Why cruise is best for Caribbean holidays

Why cruise is best for Caribbean holidays

It’s tough choosing one Caribbean island, so take a cruise and see several. Emily Bamber looks at key Caribbean cruise operators and their latest itineraries



The benefits of a Caribbean cruise will be immediately obvious to anyone who has tried to choose one island from the more than 7,000 in the region.


With year-round sun, some of the best beaches in the world and historic and cultural sites throughout the Caribbean, it makes sense not to restrict yourself to a single location. Suggest your clients follow in the footsteps of almost 200,000 Brits who took a Caribbean cruise in 2006 and visited more than one.

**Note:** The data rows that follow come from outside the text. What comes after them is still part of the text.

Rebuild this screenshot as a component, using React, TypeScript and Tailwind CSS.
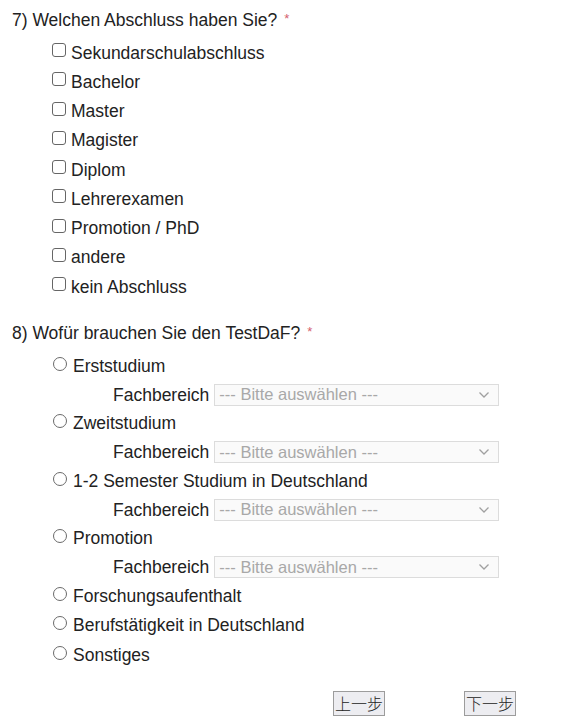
import { useState } from 'react';

const DEGREES = [
  'Sekundarschulabschluss',
  'Bachelor',
  'Master',
  'Magister',
  'Diplom',
  'Lehrerexamen',
  'Promotion / PhD',
  'andere',
  'kein Abschluss',
];

// purposes with a "Fachbereich" select underneath
const PURPOSES = [
  { label: 'Erststudium', field: true },
  { label: 'Zweitstudium', field: true },
  { label: '1-2 Semester Studium in Deutschland', field: true },
  { label: 'Promotion', field: true },
  { label: 'Forschungsaufenthalt', field: false },
  { label: 'Berufstätigkeit in Deutschland', field: false },
  { label: 'Sonstiges', field: false },
];

function Question({ children }: { children: React.ReactNode }) {
  return (
    <div className="h-[29px] flex items-center">
      <span>{children}</span>
      <span className="ml-[7px] mb-[3px] text-[13px] text-[#d4606e]">*</span>
    </div>
  );
}

export default function App() {
  const [checked, setChecked] = useState<string[]>([]);
  const [purpose, setPurpose] = useState<string | null>(null);

  const toggle = (d: string) =>
    setChecked((c) => (c.includes(d) ? c.filter((x) => x !== d) : [...c, d]));

  return (
    <div
      className="min-h-[725px] w-[586px] bg-white text-[#222] text-[17.5px] pt-[6px] px-[12px]"
      style={{ fontFamily: '"Liberation Sans", Arial, sans-serif' }}
    >
      <Question>7) Welchen Abschluss haben Sie?</Question>

      <div className="mt-[3px] pl-[40px]">
        {DEGREES.map((d) => (
          <label key={d} className="h-[29.25px] flex items-center cursor-pointer" onClick={() => toggle(d)}>
            <span className="w-[14px] h-[14px] mb-[5px] mr-[5px] border border-[#666] rounded-[3px] bg-white flex items-center justify-center text-[11px] leading-none">
              {checked.includes(d) ? '✓' : ''}
            </span>
            <span>{d}</span>
          </label>
        ))}
      </div>

      <div className="mt-[17px]">
        <Question>8) Wofür brauchen Sie den TestDaF?</Question>
      </div>

      <div className="mt-[4px] pl-[41px]">
        {PURPOSES.map((p) => (
          <div key={p.label}>
            <label className="h-[29.5px] flex items-center cursor-pointer" onClick={() => setPurpose(p.label)}>
              <span className="w-[14px] h-[14px] mb-[5px] mr-[6px] border border-[#6a6a6a] rounded-full bg-white flex items-center justify-center">
                {purpose === p.label && <span className="w-[8px] h-[8px] rounded-full bg-[#222]" />}
              </span>
              <span>{p.label}</span>
            </label>
            {p.field && (
              <div className="h-[28px] flex items-center pl-[60px]">
                <span>Fachbereich</span>
                <div className="ml-[5px] w-[285px] h-[22px] border border-[#dcdcdc] bg-[#fafafa] flex items-center justify-between pl-[4px] pr-[8px] text-[#a8a8a8] text-[16.5px]">
                  <span>--- Bitte auswählen ---</span>
                  <svg width="12" height="8" viewBox="0 0 12 8" fill="none">
                    <path d="M1.5 1.5 L6 6 L10.5 1.5" stroke="#a0a0a0" strokeWidth="1.3" />
                  </svg>
                </div>
              </div>
            )}
          </div>
        ))}
      </div>

      <div className="mt-[21px] flex pl-[321px] gap-[79px]">
        {['上一步', '下一步'].map((b) => (
          <button
            key={b}
            className="w-[52px] h-[25px] border border-[#9c9c9c] bg-[#ededf1] text-[#222] text-[16px] font-light flex items-center justify-center"
            style={{ fontFamily: '"Noto Sans CJK SC", sans-serif' }}
          >
            {b}
          </button>
        ))}
      </div>
    </div>
  );
}
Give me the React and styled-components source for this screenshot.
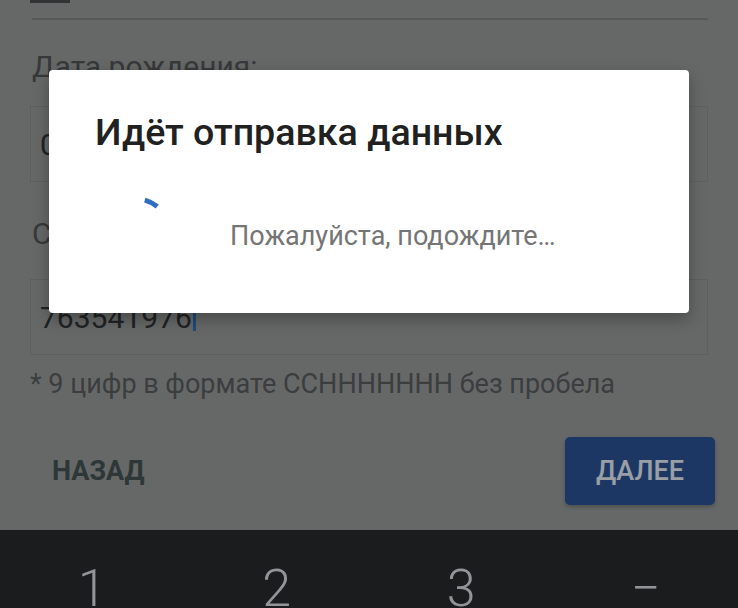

It’s also a great time to go. Some 80 cruise ships were based in the Caribbean last winter, and with the dollar still weak against the pound, British holidaymakers have never enjoyed so much choice or value for money.


A showcase for new cruise ships


Despite the strength of the Mediterranean and emerging cruise markets, it’s in the Caribbean that most cruiselines still showcase their newest and best ships.


Royal Caribbean’s Independence of the Seas, Holland America Line’s Eurodam, Norwegian Cruise Line’s Norwegian Gem, P&O’s Ventura, Carnival Splendor, Ruby Princess and Celebrity Solstice all launch this year and will spend their first winters in the Caribbean.


New Caribbean cruise itineraries


Cruise itineraries tend to cover eastern, western or southern-island routes and mix large and smaller islands.


Fred Olsen Cruise Lines is more than doubling its capacity to the region for 2008/09 and is adding two longer ex-UK itineraries, while Ocean Village has two new itineraries on Ocean Village Two based out of Barbados and Aruba.


These mix big-hit destinations such as St Lucia, Tobago and Barbados with unusual ones such as Dominica, St Vincent and Mayreau in the Grenadines. Ocean Village will also call at La Guaira in Venezuela, St Barts and Guadeloupe for the first time in 2008/09.


Carnival and HAL are allowing for ex-Barbados allocation for 2008/09. They are also offering more cruise-and-stay programmes with tour operators such as Virgin Holidays and Thomas Cook – again through Barbados.


Princess Cruises adds the private island resort of Samana, Dominican Republic this winter plus St Kitts, where Carnival Destiny will also call year-round. Princess Cruises, Royal Caribbean and Fred Olsen are all adding to their UK regional charter programmes, taking passengers from their local airports to their ships.


Which cruiseline to choose?


The ships vary as much as the islands, and Ocean Village, Island Cruises and easyCruise all offer fantastic deals.


Carnival Cruises has the largest fleet in the Caribbean – 17 ships in winter, 15 in summer – and together with Royal Caribbean International, Princess Cruises, NCL and Celebrity is investing millions in first-class on-board facilities.


MSC and Costa Cruises have Italian cruise cultures, whereas Britishness is transported to the Caribbean with P&O Cruises, Fred Olsen and Cunard, which offers another class of cruising.


Sharing the luxury market are Crystal Cruises, SeaDream Yacht Club, Regent Seven Seas, HAL, Azamara and Silversea, which is almost doubling its programme in the region for 2009.


Star Clippers and Windstar Cruises are masted sailing ships visiting smaller ports, along with SeaDream Yacht Club, which for 2008/09 has added Coconut Grove on Nevis for private beach parties, and Susan Island for its natural history, eco-trails and its beach.


While it may be behind the Mediterranean for the British market, most large cruiselines still consider the Caribbean their bread and butter.


Princess Cruises head of brand marketing Pieter van der Schee said: “Customers can combine the pampering of a cruise with visiting incredible destinations – and a Caribbean cruise is still great value for money. It’s the quintessential cruise destination.”


Sample Caribbean cruises


Royal Caribbean International has a nine-night flycruise on Mariner of the Seas, calling at ports in the eastern Caribbean, including flights, from £999 per person this autumn.


Fred Olsen Cruise Lines has a 15-night flycruise on Braemar from Miami, with flights from Gatwick, Birmingham or Manchester. Cruise calls include Curacao, Isla Margarita, Antigua and Tortola and it costs from £1,352 per person.


P&O Cruises has a 15-night flycruise on new ship Ventura from Barbados. Prices start from £1,459 per person this winter calling at St Vincent, Bonaire, Aruba, Catalina Island, Tortola, St Maarten, St Lucia, Martinique and Grenada before returning to Barbados.